If ever reflection and polarization of light puzzled you, you probably have heard something about Brewster’s angle. In fact, such an interesting optical effect has found broad application in quite a few fields of activity, beginning with laser systems and photography, and ending with many others. In the following article, we will explain what Brewster’s angle is, how it works, and why it is so important.
What is Brewster’s Angle?
Brewster’s angle, also called polarization angle, is that particular angle at which light of a certain polarization passes through a transparent surface without reflection. In other words, it is an angle at which light approaches a surface and reflects from it so that the light becomes completely polarized. This means the reflected light vibrates in only one direction rather than in several directions.
A good visual representation to understand the concept of Brewster’s angle and polarization of light. The image demonstrates how reflections and glare can be minimized using polarization.
On the left side of the image, the reflection from the water’s surface is prominent, obscuring the view of the stones beneath the surface. On the right side, the reflected glare is reduced by chosing good angle close to Brewster’s angle.
Image taken from Wikipedia
How Does Brewster’s Angle Work?
Part of the light bounces back at the boundary between two different materials which that light hits, while another part of it manages to get through. However, the reflected part of the light will always be polarized unless that incident on the surface is at Brewster’s angle.
Brewster’s angle can be calculated using the following formula:
$$\tan(\theta_B) = \frac{n_2}{n_1}$$
where:
- tan(θB) is Brewster’s angle.
- n₁ is the refractive index of the first medium (e.g., air).
- n₂ is the refractive index of the second medium (e.g., glass or water).
This equation tells us that Brewster’s angle depends on the refractive indices of the two materials the light is passing through. In most cases, Brewster’s angle is around 56 degrees when light transitions from air (n = 1) to glass (n = 1.5).
If you would like to calculate Brewster’s angle by using refractive indices of two medium, you could use our simple Brewster’s angle calculator designed for that.
Applications of Brewster’s Angle
Understanding and using Brewster’s angle is crucial in many fields.
In photography, photographers often use polarizing filters to reduce glare and reflections from water or glass surfaces. The filter works best at Brewster’s angle, allowing you to capture clearer and more vivid images.

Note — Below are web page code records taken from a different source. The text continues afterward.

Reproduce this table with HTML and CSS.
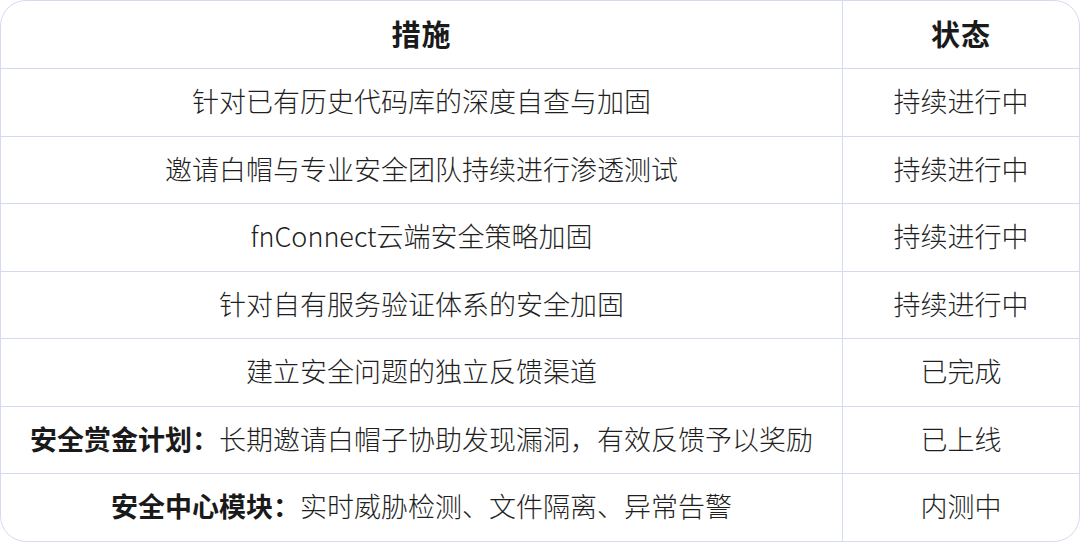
FILE: index.html
```html
<!DOCTYPE html>
<html lang="zh">
<head>
<meta charset="utf-8">
<link rel="stylesheet" href="styles.css">
</head>
<body>
<div class="wrap">
  <table class="tbl">
    <thead>
      <tr><th class="c1">措施</th><th class="c2">状态</th></tr>
    </thead>
    <tbody>
      <tr><td class="c1">针对已有历史代码库的深度自查与加固</td><td class="c2">持续进行中</td></tr>
      <tr><td class="c1">邀请白帽与专业安全团队持续进行渗透测试</td><td class="c2">持续进行中</td></tr>
      <tr><td class="c1">fnConnect云端安全策略加固</td><td class="c2">持续进行中</td></tr>
      <tr><td class="c1">针对自有服务验证体系的安全加固</td><td class="c2">持续进行中</td></tr>
      <tr><td class="c1">建立安全问题的独立反馈渠道</td><td class="c2">已完成</td></tr>
      <tr><td class="c1"><b>安全赏金计划：</b>长期邀请白帽子协助发现漏洞，有效反馈予以奖励</td><td class="c2">已上线</td></tr>
      <tr class="last"><td class="c1"><b>安全中心模块：</b>实时威胁检测、文件隔离、异常告警</td><td class="c2">内测中</td></tr>
    </tbody>
  </table>
</div>
</body>
</html>
```
FILE: styles.css
```css
html, body {
  margin: 0;
  padding: 0;
  background: #ffffff;
}
body {
  font-family: "Noto Sans CJK SC", "Noto Sans", sans-serif;
  color: #222222;
}
.wrap {
  width: 1080px;
  height: 542px;
  box-sizing: border-box;
  border: 1px solid #d6daf0;
  border-radius: 26px;
  overflow: hidden;
}
.tbl {
  width: 100%;
  border-collapse: collapse;
  table-layout: fixed;
}
.tbl th, .tbl td {
  text-align: center;
  vertical-align: middle;
  padding: 0 0 3px 0;
  border-bottom: 1px solid #d6daf0;
}
.tbl th {
  height: 64px;
  font-size: 29px;
  font-weight: 700;
  color: #1a1a1a;
  letter-spacing: 1px;
}
.tbl td {
  height: 63.5px;
  font-size: 27px;
  font-weight: 300;
  color: #1f1f1f;
}
.tbl tr.last td {
  border-bottom: none;
}
.tbl .c1 {
  width: 841px;
  border-right: 1px solid #d6daf0;
}
.tbl td b {
  font-weight: 700;
  color: #1a1a1a;
}
```
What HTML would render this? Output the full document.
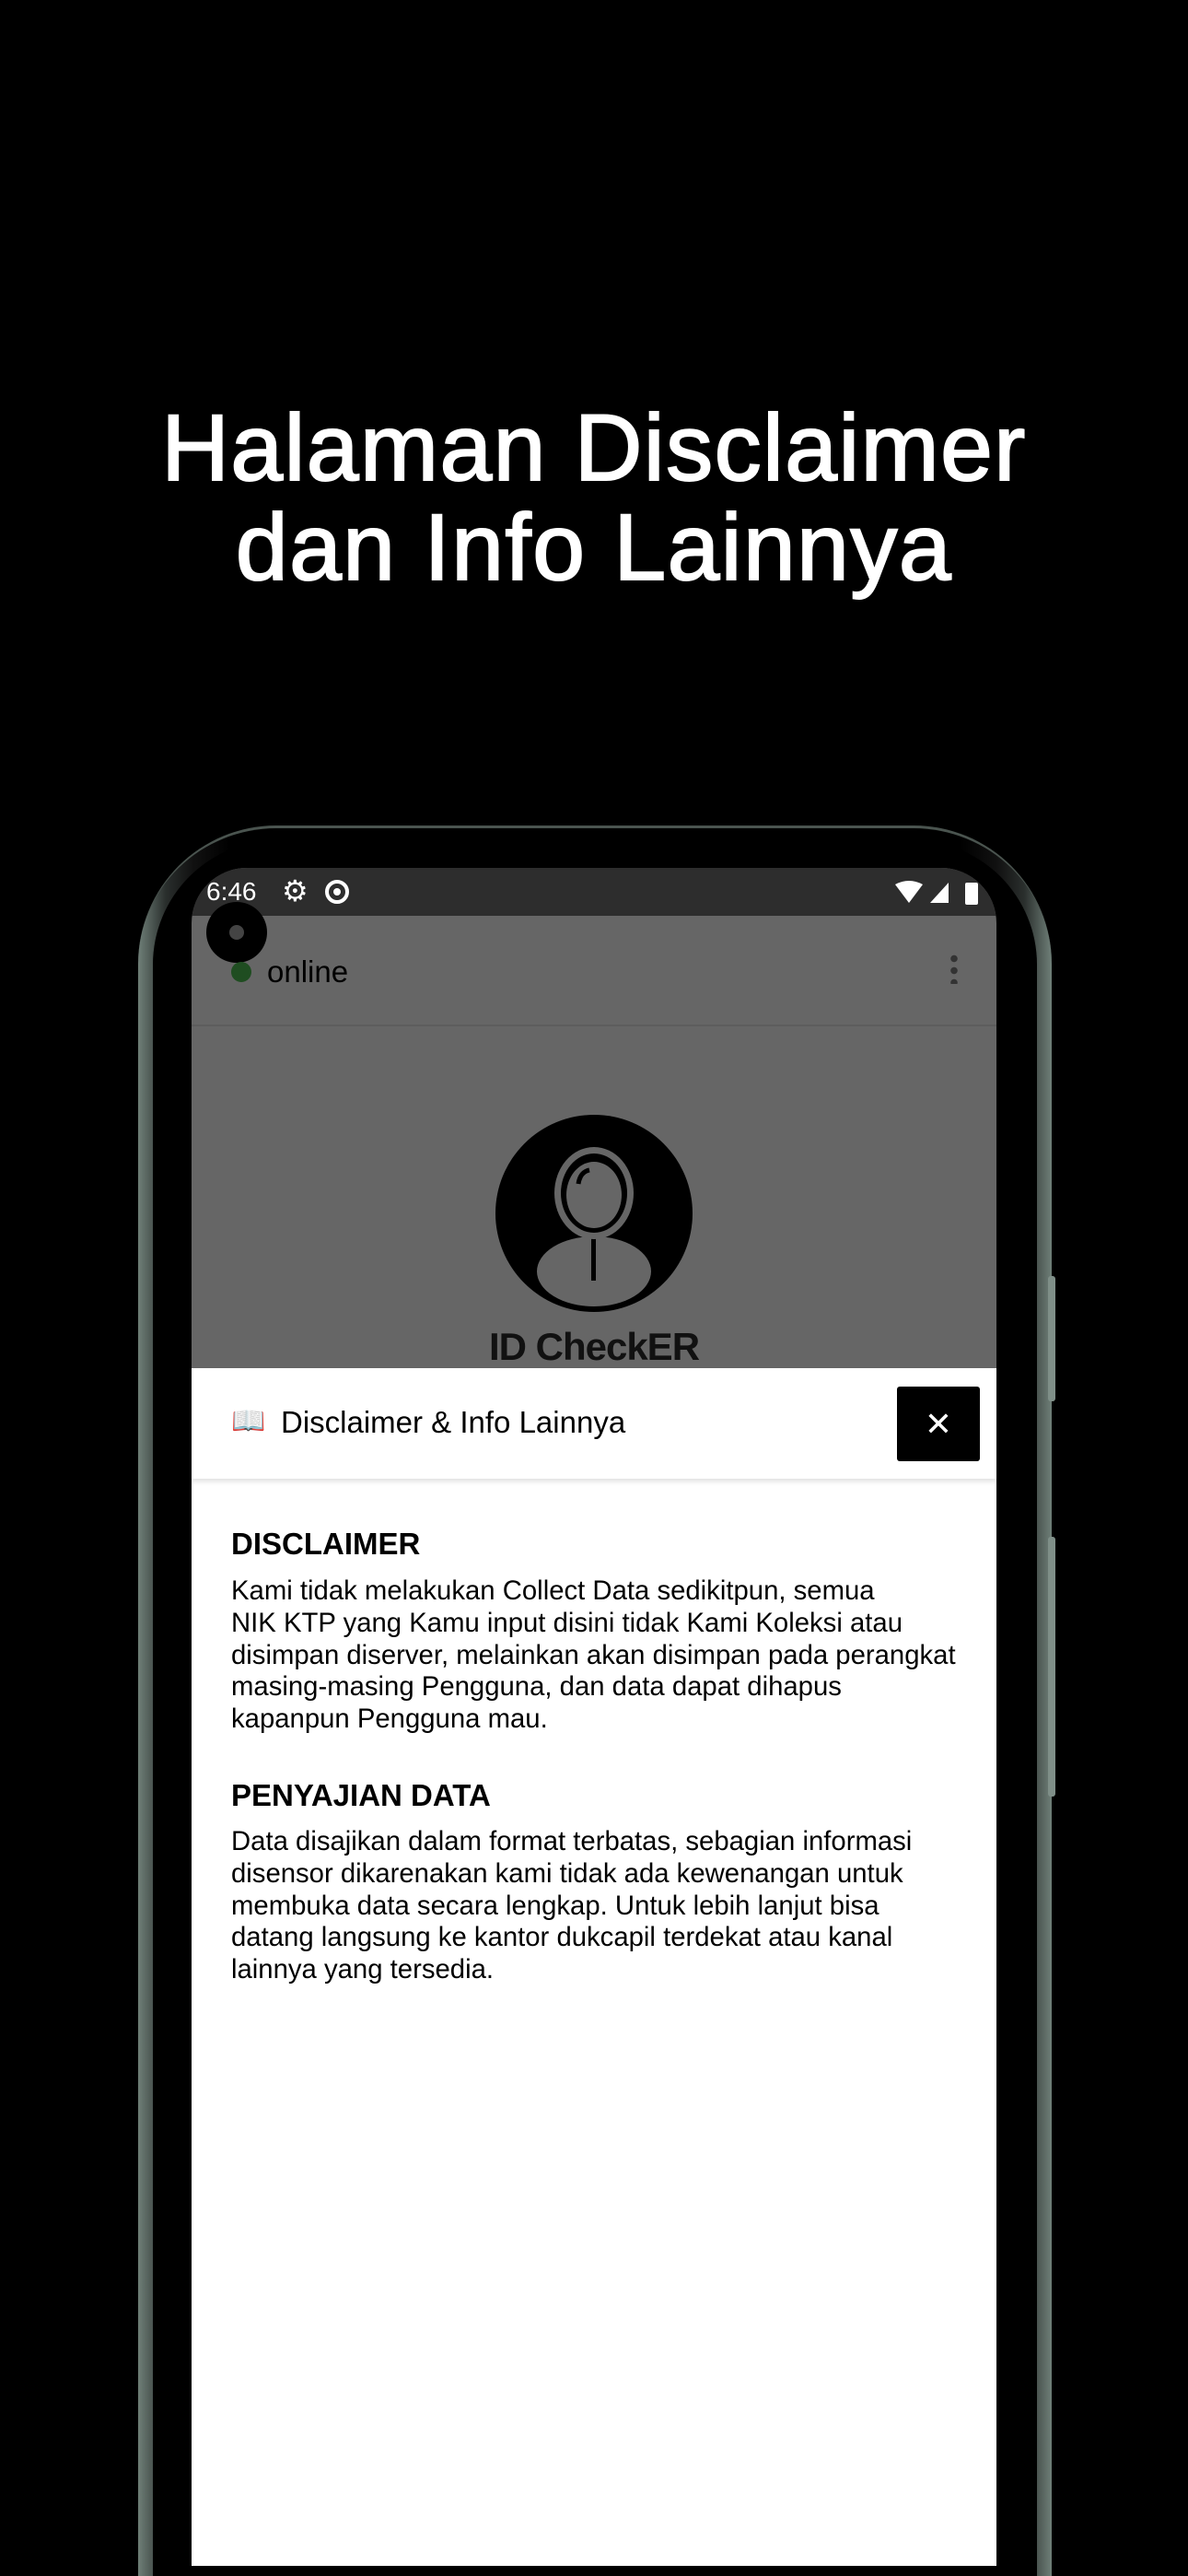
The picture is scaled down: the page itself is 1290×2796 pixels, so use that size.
<!DOCTYPE html>
<html style="width:1290px;height:2796px;overflow:hidden"><head><meta charset="utf-8"><style>
*{margin:0;padding:0;box-sizing:border-box}
body{width:1290px;height:2796px;background:#000;position:relative;overflow:hidden;font-family:"Liberation Sans",sans-serif}
.title{position:absolute;left:0;width:1290px;top:432px;text-align:center;color:#fff;font-size:102px;font-weight:500;line-height:108px;letter-spacing:1.5px;-webkit-text-stroke:2px #fff}
.frame{position:absolute;left:150px;top:896px;width:992px;height:1900px;border-radius:150px 150px 0 0;background:linear-gradient(90deg,#6f7f78,#2a2f2d 3%,#111 6%,#000 10%,#000 90%,#111 94%,#2a2f2d 97%,#6f7f78);border-top:3px solid #4a544f}
.frame2{position:absolute;left:166px;top:912px;width:960px;height:1884px;border-radius:135px 135px 0 0;background:#000}
.btn{position:absolute;left:1138px;width:8px;background:#7f8f88;border-radius:3px}
.screen{position:absolute;left:208px;top:942px;width:874px;height:1843px;border-radius:60px 60px 0 0;overflow:hidden;background:#666}
.sb{position:absolute;left:0;top:0;width:874px;height:52px;background:#2d2d2d;color:#fff;font-size:28px}
.appbar{position:absolute;top:52px;left:0;width:874px;height:120px;border-bottom:2px solid #5d5d5d}
.sheet{position:absolute;top:543px;left:0;width:874px;height:1300px;background:#fff}
.hdr{height:120px;box-shadow:0 3px 5px rgba(0,0,0,.12);position:relative}
.h2{font-size:33px;font-weight:bold;color:#000;position:absolute;left:43px}
.p{font-size:29.3px;line-height:34.8px;color:#000;position:absolute;left:43px;width:830px}
</style></head><body>
<div class="title">Halaman Disclaimer<br>dan Info Lainnya</div>
<div class="frame"></div>
<div class="frame2"></div>
<div class="btn" style="top:1385px;height:136px"></div>
<div class="btn" style="top:1668px;height:282px"></div>
<div class="screen">
 <div class="sb">
  <span style="position:absolute;left:16px;top:10px">6:46</span>
  <span style="position:absolute;left:98px;top:6px;font-size:32px">⚙</span>
  <svg style="position:absolute;left:143px;top:11px" width="30" height="30" viewBox="0 0 30 30"><circle cx="15" cy="15" r="11" fill="none" stroke="#fff" stroke-width="4"/><circle cx="15" cy="15" r="4" fill="#fff"/></svg>
  <svg style="position:absolute;left:762px;top:12px" width="100" height="30" viewBox="0 0 100 30"><path d="M2 6 Q17 -2 32 6 L17 26Z" fill="#fff"/><path d="M40 26 L60 4 L60 26Z" fill="#fff"/><rect x="78" y="4" width="14" height="24" rx="2" fill="#fff"/></svg>
 </div>
 <div style="position:absolute;left:16px;top:37px;width:66px;height:66px;border-radius:50%;background:#000"><div style="position:absolute;left:25px;top:25px;width:16px;height:16px;border-radius:50%;background:#444"></div></div>
 <div class="appbar">
  <div style="position:absolute;left:43px;top:50px;width:22px;height:22px;border-radius:50%;background:#1f4d21"></div>
  <span style="position:absolute;left:82px;top:42px;font-size:33px;color:#000">online</span>
  <div style="position:absolute;left:824px;top:40px;width:8px;height:34px;background:radial-gradient(circle,#333 3.5px,transparent 4px) 0 0/8px 13px"></div>
 </div>
 <svg style="position:absolute;left:330px;top:268px" width="214" height="214" viewBox="0 0 214 214"><circle cx="107" cy="107" r="107" fill="#000"/><ellipse cx="107" cy="170" rx="62" ry="38" fill="#666"/><rect x="104" y="120" width="5" height="60" fill="#000"/><ellipse cx="107" cy="85" rx="43" ry="50" fill="#666"/><ellipse cx="107" cy="85" rx="36" ry="43" fill="#000"/><ellipse cx="107" cy="87" rx="30" ry="36" fill="#666"/><path d="M90 75 Q92 62 102 60" stroke="#000" stroke-width="5" fill="none"/></svg>
 <div style="position:absolute;left:0;width:874px;top:496px;text-align:center;font-size:42px;font-weight:bold;color:#111;letter-spacing:-1px">ID CheckER</div>
 <div class="sheet">
  <div class="hdr">
   <span style="position:absolute;left:43px;top:40px;font-size:30px">📖</span>
   <span style="position:absolute;left:97px;top:40px;font-size:33px;color:#000">Disclaimer &amp; Info Lainnya</span>
   <div style="position:absolute;left:766px;top:20px;width:90px;height:81px;background:#000;border-radius:3px;color:#fff;font-size:36px;text-align:center;line-height:81px">✕</div>
  </div>
  <div class="h2" style="top:172px">DISCLAIMER</div>
  <div class="p" style="top:225px">Kami tidak melakukan Collect Data sedikitpun, semua<br>NIK KTP yang Kamu input disini tidak Kami Koleksi atau<br>disimpan diserver, melainkan akan disimpan pada perangkat<br>masing-masing Pengguna, dan data dapat dihapus<br>kapanpun Pengguna mau.</div>
  <div class="h2" style="top:445px">PENYAJIAN DATA</div>
  <div class="p" style="top:497px">Data disajikan dalam format terbatas, sebagian informasi<br>disensor dikarenakan kami tidak ada kewenangan untuk<br>membuka data secara lengkap. Untuk lebih lanjut bisa<br>datang langsung ke kantor dukcapil terdekat atau kanal<br>lainnya yang tersedia.</div>
 </div>
</div>
</body></html>
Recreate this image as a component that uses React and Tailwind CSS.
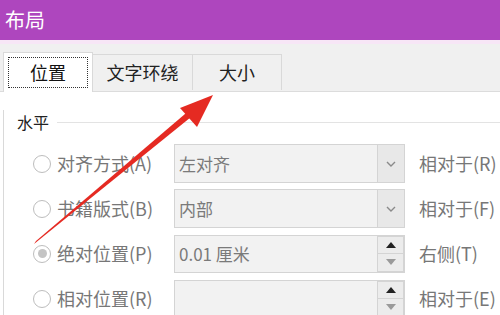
import React from "react";

const font = { fontFamily: '"Noto Sans CJK SC", "Noto Sans", sans-serif' };

function Radio({ checked }) {
  return (
    <div className="w-[18px] h-[18px] rounded-full border border-[#bdbdbd] bg-white flex items-center justify-center shrink-0">
      {checked && <div className="w-[9px] h-[9px] rounded-full bg-[#c4c4c4]" />}
    </div>
  );
}

function Combo({ text }) {
  return (
    <div className="w-[231px] h-[39px] border border-[#d4d4d4] bg-[#f2f2f2] flex shrink-0">
      <div className="flex-1 flex items-center pl-[4px] text-[17px] text-[#7a7a7a]">{text}</div>
      <div className="w-[27px] h-full border-l border-[#d4d4d4] bg-[#e8e8e8] flex items-center justify-center">
        <svg width="10" height="6" viewBox="0 0 10 6">
          <path d="M1 1 L5 5 L9 1" fill="none" stroke="#8a8a8a" strokeWidth="1.4" />
        </svg>
      </div>
    </div>
  );
}

function Spin({ text }) {
  return (
    <div className="w-[231px] h-[38px] border border-[#d4d4d4] bg-[#f2f2f2] flex shrink-0">
      <div className="flex-1 flex items-center pl-[4px] text-[17px] text-[#7a7a7a]">{text}</div>
      <div className="w-[27px] h-full flex flex-col">
        <div className="flex-1 border border-[#d4d4d4] bg-[#ececec] flex items-center justify-center">
          <svg width="10" height="6" viewBox="0 0 10 6">
            <path d="M0 6 L5 0 L10 6 Z" fill="#222" />
          </svg>
        </div>
        <div className="flex-1 border border-t-0 border-[#d4d4d4] bg-[#ececec] flex items-center justify-center">
          <svg width="10" height="6" viewBox="0 0 10 6">
            <path d="M0 0 L5 6 L10 0 Z" fill="#9a9a9a" />
          </svg>
        </div>
      </div>
    </div>
  );
}

function Row({ label, checked, control, right }) {
  return (
    <div className="flex items-center h-[39px]">
      <div className="w-[29px]" />
      <Radio checked={checked} />
      <div className="w-[123px] pl-[6px] text-[18px] text-[#777] whitespace-nowrap">{label}</div>
      {control}
      <div className="pl-[14px] text-[18px] text-[#777] whitespace-nowrap">{right}</div>
    </div>
  );
}

export default function App() {
  return (
    <div className="relative w-[500px] h-[315px] overflow-hidden bg-white" style={font}>
      <div className="h-[40px] bg-[#ae46be] flex items-center pl-[5px] text-white text-[20px]">布局</div>
      <div className="h-[4px] bg-[#f7e6f6]" />
      <div className="h-[48px] bg-[#f0f0f0] flex items-end pl-[3px] border-b border-[#dcdcdc]">
        <div className="w-[90px] h-[40px] bg-white border border-b-0 border-[#d9d9d9] -mb-[1px] flex items-center justify-center p-[4px]">
          <div className="w-full h-full border border-dotted border-[#333] flex items-center justify-center text-[18px] text-[#111]">
            位置
          </div>
        </div>
        <div className="w-[100px] h-[36px] mb-[1px] border-t border-r border-[#d9d9d9] flex items-center justify-center text-[18px] text-[#222]">
          文字环绕
        </div>
        <div className="w-[89px] h-[36px] mb-[1px] border-t border-r border-[#d9d9d9] flex items-center justify-center text-[18px] text-[#222]">
          大小
        </div>
      </div>
      <div className="ml-[3px] border-l border-[#d9d9d9] h-[223px]">
        <div className="flex items-center h-[24px] mt-[18px] pl-[13px]">
          <div className="text-[16px] text-[#222]">水平</div>
          <div className="flex-1 ml-[8px] h-px bg-[#e3e3e3]" />
        </div>
        <div className="mt-[10px] flex flex-col gap-[6px]">
          <Row label="对齐方式(A)" control={<Combo text="左对齐" />} right="相对于(R)" />
          <Row label="书籍版式(B)" control={<Combo text="内部" />} right="相对于(F)" />
          <Row label="绝对位置(P)" checked control={<Spin text="0.01 厘米" />} right="右侧(T)" />
          <Row label="相对位置(R)" control={<Spin text="" />} right="相对于(E)" />
        </div>
      </div>
      <svg className="absolute left-0 top-0 pointer-events-none" width="500" height="315" viewBox="0 0 500 315">
        <path d="M34 244 L36 241 L192 108 L196 113 Z" fill="#e52a22" />
        <path d="M213 95 L180 108 L197 127 Z" fill="#e52a22" />
      </svg>
    </div>
  );
}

In laser technology, brewster’s angle is used in laser cavities to maximize output power by eliminating unwanted reflections, especially in polarized light lasers.
Many optical coatings are designed to work at Brewster’s angle to reduce the amount of reflection from lenses, improving the performance of devices like cameras and microscopes.
Why is Brewster’s Angle Important?
Brewster’s angle has far-reaching implications in science and technology. By understanding this angle, scientists and engineers can control the polarization of light, which is essential for various types of optical measurements and experiments. It also helps minimize light loss and improve the efficiency of optical systems.
FAQs About Brewster’s Angle
What happens to light at Brewster’s angle?
At Brewster’s angle, light is perfectly polarized upon reflection, meaning that the reflected light vibrates in one direction. This results in no reflection of light with the same polarization as the incoming light.
What is the significance of Brewster’s angle in optics?
In optics, Brewster’s angle is used to minimize unwanted light reflections, which is crucial for improving the performance of optical systems such as lasers, microscopes, and cameras.
Did you know?
– Brewster’s angle is named after the Scottish physicist Sir David Brewster, who first discovered this phenomenon in 1815
– In laser optics, Brewster’s angle is used to design windows and mirrors that ensure the laser beam remains perfectly polarized, optimizing performance and reducing light losses.
– Brewster’s angle plays a role in reducing glare on water surfaces. It’s the reason why sunsets over the ocean look so mesmerizing with that perfect, smooth reflection.